Voilà donc ce qui me reste à faire, c'est-à-dire l'essentiel : "Il s'agit de développer la puissance de défi de l'esprit; la capacité de dire 'Non' au moment juste" (4) Non pas une veine opposition de principe, donc, qui équivaudrait à un immature réflexe de faire obstacle. Au contraire, il s'agit de résister avec grâce et, de ce fait, avec un véritable discernement, engageant non seulement la pensée, mais aussi le cœur et le corps, pour déboucher sur l'action 'juste'.

 
C'est cela, je pense, que l'éducation devrait avoir comme objectif. Et si je le sais évidemment depuis belle lurette, telle la mouche devant sa fenêtre transparente, je ne commence qu'aujourd'hui à cerner peu à peu ce que cela signifie véritablement. La maladie qui entraîne au fil du temps le corps et l'esprit trop faussement consentants vers les conséquences de la pulsion de mort, m'a paradoxalement révélée qu'il était urgent d'agir. Et des relations où l'arrangement de l'Autre consomme une partie substantielle des pensées et des émotions m'indiquent vers quoi il faudrait que j'adresse ce "Non".

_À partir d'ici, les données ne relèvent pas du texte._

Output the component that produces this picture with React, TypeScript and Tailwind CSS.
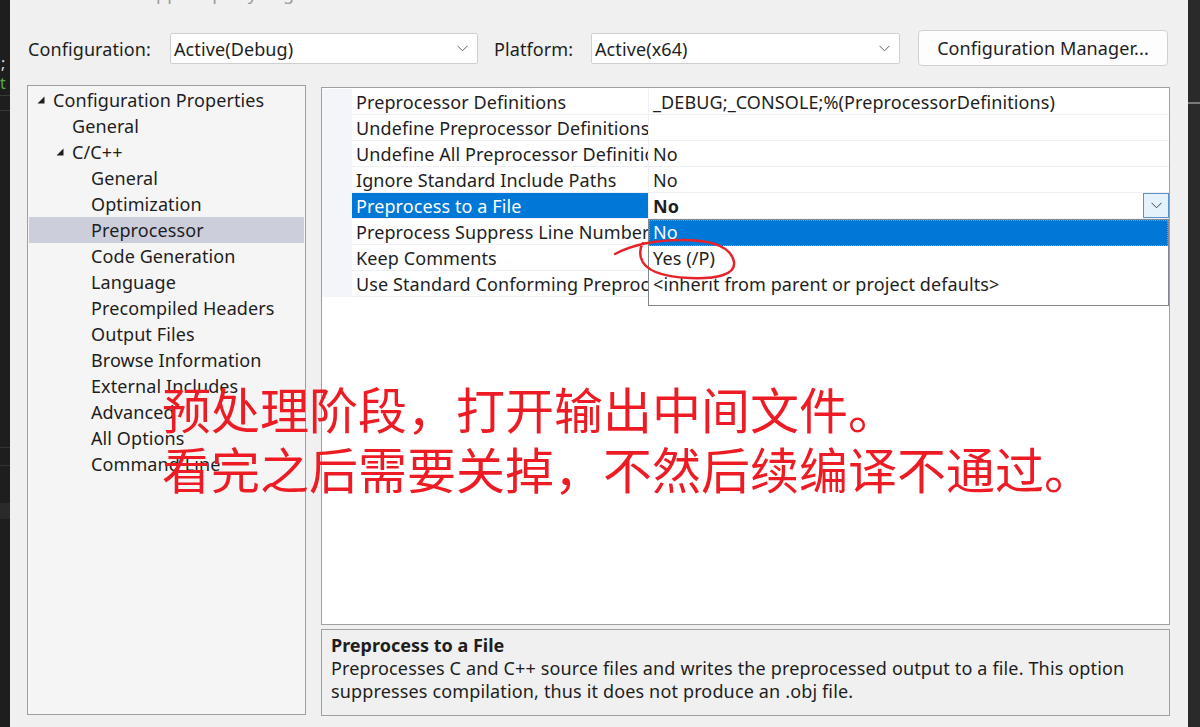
import React from 'react';

const Chevron = ({ color = '#606060' }: { color?: string }) => (
  <svg width="11" height="7" viewBox="0 0 11 7" fill="none">
    <path d="M0.5 0.8 L5.5 5.8 L10.5 0.8" stroke={color} strokeWidth="1" />
  </svg>
);

const Tri = () => (
  <svg width="8" height="8" viewBox="0 0 8 8">
    <polygon points="7.5,0.5 7.5,7.5 0.5,7.5" fill="#1e1e1e" />
  </svg>
);

type TreeItem = { t: string; l: number; e?: boolean; s?: boolean };

const tree: TreeItem[] = [
  { t: 'Configuration Properties', l: 0, e: true },
  { t: 'General', l: 1 },
  { t: 'C/C++', l: 1, e: true },
  { t: 'General', l: 2 },
  { t: 'Optimization', l: 2 },
  { t: 'Preprocessor', l: 2, s: true },
  { t: 'Code Generation', l: 2 },
  { t: 'Language', l: 2 },
  { t: 'Precompiled Headers', l: 2 },
  { t: 'Output Files', l: 2 },
  { t: 'Browse Information', l: 2 },
  { t: 'External Includes', l: 2 },
  { t: 'Advanced', l: 2 },
  { t: 'All Options', l: 2 },
  { t: 'Command Line', l: 2 },
];

const rows = [
  { n: 'Preprocessor Definitions', v: '_DEBUG;_CONSOLE;%(PreprocessorDefinitions)' },
  { n: 'Undefine Preprocessor Definitions', v: '' },
  { n: 'Undefine All Preprocessor Definitions', v: 'No' },
  { n: 'Ignore Standard Include Paths', v: 'No' },
  { n: 'Preprocess to a File', v: 'No', sel: true },
  { n: 'Preprocess Suppress Line Numbers', v: '' },
  { n: 'Keep Comments', v: '' },
  { n: 'Use Standard Conforming Preprocessor', v: '' },
];

const indent = ['pl-[8px]', 'pl-[27px]', 'pl-[46px]'];

export default function App() {
  return (
    <div className="flex h-[727px] w-[1200px] overflow-hidden font-['Noto_Sans',sans-serif] text-[18px] tracking-[0.1px] text-[#1e1e1e]">
      {/* left editor strip */}
      <div className="flex w-[10px] flex-col bg-[#1e1e1e] text-[16px] leading-none">
        <div className="mt-[55px] pl-[1px] text-[#dcdcdc]">;</div>
        <div className="mt-[4px] text-[#57a64a]">t</div>
        <div className="mt-[4px] h-[1px] bg-[#3a3a3a]" />
        <div className="mt-[14px] h-[1px] bg-[#3a3a3a]" />
        <div className="mt-[336px] h-[1px] bg-[#333]" />
        <div className="mt-[17px] h-[1px] bg-[#333]" />
        <div className="mt-[37px] h-[16px] bg-[#2a2a2a]" />
      </div>

      {/* dialog */}
      <div className="relative flex w-[1178px] flex-col bg-[#f0f0f0]">
        <div className="h-[4px] overflow-hidden pl-[66px]">
          <div className="-mt-[20px] text-[18px] text-[#9a9a9a]">ConsoleApp Property Pages</div>
        </div>

        {/* top row */}
        <div className="mt-[26px] flex h-[36px] items-center pl-[18px]">
          <div className="mt-[3px] w-[142px]">Configuration:</div>
          <div className="mt-[1px] flex h-[31px] w-[308px] items-center justify-between rounded-[2px] border border-[#d0d0d0] bg-white pl-[3px] pr-[9px]">
            <span className="mt-[1px]">Active(Debug)</span>
            <Chevron />
          </div>
          <div className="ml-[16px] mt-[3px] w-[97px]">Platform:</div>
          <div className="mt-[1px] flex h-[31px] w-[309px] items-center justify-between rounded-[2px] border border-[#d0d0d0] bg-white pl-[3px] pr-[9px]">
            <span className="mt-[1px]">Active(x64)</span>
            <Chevron />
          </div>
          <div className="ml-[18px] flex h-[36px] w-[250px] items-center justify-center rounded-[4px] border border-[#d0d0d0] bg-[#fdfdfd]">
            Configuration Manager...
          </div>
        </div>

        {/* main */}
        <div className="mt-[19px] flex pl-[17px]">
          {/* tree */}
          <div className="flex h-[630px] w-[279px] flex-col border border-[#a0a0a0] bg-[#f5f5f5] px-[1px] pt-[1px]">
            {tree.map((it, i) => (
              <div
                key={i}
                className={`flex h-[26px] items-center whitespace-nowrap ${indent[it.l]} ${it.s ? 'bg-[#cccedb]' : ''}`}
              >
                <div className="flex w-[16px] items-center">{it.e ? <Tri /> : null}</div>
                <span>{it.t}</span>
              </div>
            ))}
          </div>

          {/* right */}
          <div className="ml-[15px] mt-[2px] flex flex-col">
            <div className="relative h-[538px] w-[849px] border border-[#a0a0a0] bg-white">
              <div className="flex flex-col pt-[1px]">
                {rows.map((r, i) => (
                  <div key={i} className="flex h-[26px]">
                    <div className="w-[30px] bg-[#f3f5fa]" />
                    <div
                      className={`flex w-[296px] items-center overflow-hidden whitespace-nowrap border-b border-[#eef0f5] pl-[4px] pt-[1px] ${
                        r.sel ? 'bg-[#0078d7] text-white' : ''
                      }`}
                    >
                      {r.n}
                    </div>
                    <div className="flex flex-1 items-center justify-between border-b border-l border-[#eef0f5] pl-[4px]">
                      <span className={`mt-[1px] ${r.sel ? 'font-bold' : ''}`}>{r.v}</span>
                      {r.sel ? (
                        <div className="flex h-[25px] w-[26px] items-center justify-center border border-[#5a93c8] bg-[#e5f1fb]">
                          <Chevron color="#404040" />
                        </div>
                      ) : null}
                    </div>
                  </div>
                ))}
              </div>

              {/* dropdown list */}
              <div className="absolute left-[326px] top-[131px] flex h-[87px] w-[521px] flex-col border border-[#828790] bg-white">
                <div className="flex h-[26px] items-center bg-[#0078d7] pb-[1px] pl-[4px] text-white outline-1 -outline-offset-1 outline-dotted outline-[#c98a4a]">
                  No
                </div>
                <div className="flex h-[26px] items-center pb-[1px] pl-[4px]">Yes (/P)</div>
                <div className="flex h-[26px] items-center pb-[1px] pl-[4px]">&lt;inherit from parent or project defaults&gt;</div>
              </div>
            </div>

            {/* description */}
            <div className="mt-[4px] flex h-[87px] w-[849px] flex-col border border-[#a0a0a0] bg-[#f0f0f0] pl-[9px] pt-[4px] leading-[23px] tracking-[0.15px]">
              <div className="font-bold tracking-normal">Preprocess to a File</div>
              <div>
                Preprocesses C and C++ source files and writes the preprocessed output to a file. This option
                <br />
                suppresses compilation, thus it does not produce an .obj file.
              </div>
            </div>
          </div>
        </div>

        {/* red annotation text */}
        <div className="absolute left-[152px] top-[378px] font-['Noto_Sans_CJK_SC',sans-serif] text-[49px] leading-[60px] tracking-normal text-[#ed1c24]">
          <div>预处理阶段，打开输出中间文件。</div>
          <div>看完之后需要关掉，不然后续编译不通过。</div>
        </div>

        {/* red circle */}
        <svg
          className="pointer-events-none absolute left-0 top-0"
          width="1178"
          height="727"
          viewBox="10 0 1178 727"
          fill="none"
        >
          <path
            d="M615 254 C 630 246, 652 240, 682 240 C 712 240, 731 246, 734 262 C 736 275, 716 279, 690 278 C 665 277, 645 272, 641 258 C 639 250, 641 246, 643 243"
            stroke="#e5232b"
            strokeWidth="2.5"
            strokeLinecap="round"
          />
        </svg>
      </div>

      {/* right strip */}
      <div className="flex w-[12px] flex-col bg-[#2a2a2a]">
        <div className="mt-[102px] h-[2px] bg-[#7a7a7a]" />
      </div>
    </div>
  );
}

C'est probablement cela que de devenir véritablement adulte : savoir s'éduquer (de nouveau : ex-ducere) soi-même. Un peu comme le Baron de Münchhausen qui se sort du bourbier en tirant sur ses propres cheveux. J'ai le reste de la vie pour tracer un chemin dans ce sens. Et finalement, c'est un beau projet, car "Oser dire 'non' est aujourd'hui une forme de bravoure" (5) Quelle belle et difficile aventure donc est devant moi.


(1)Karl Heinz Söhler (1923-2005)
"Du weißt, es ist unmöglich,
Und doch, es ist zum Lachen,
Versuchst du beinah täglich,
Es jedem recht zu machen."

(2) François Mitterrand

(3)Friedrich Nietzsche, Morgenröte, Aphorismen 444:
"Weil etwas für uns durchsichtig geworden ist, meinen wir, es könne uns nunmehr keinen Widerstand mehr leisten - und sind dann erstaunt, dass wir hindurchsehen und doch nicht hindurch können! Es ist dies dieselbe Torheit und das selbe Erstaunen, in welches die Fliege vor jedem Glasfenster Gerät."

(4)Viktor Frankl (1905-1997)
"Es gilt die 'Trotzmacht' des Geistes zu entwickeln, die Fähigkeit, im richtigen Augenblick 'Nein' zu sagen."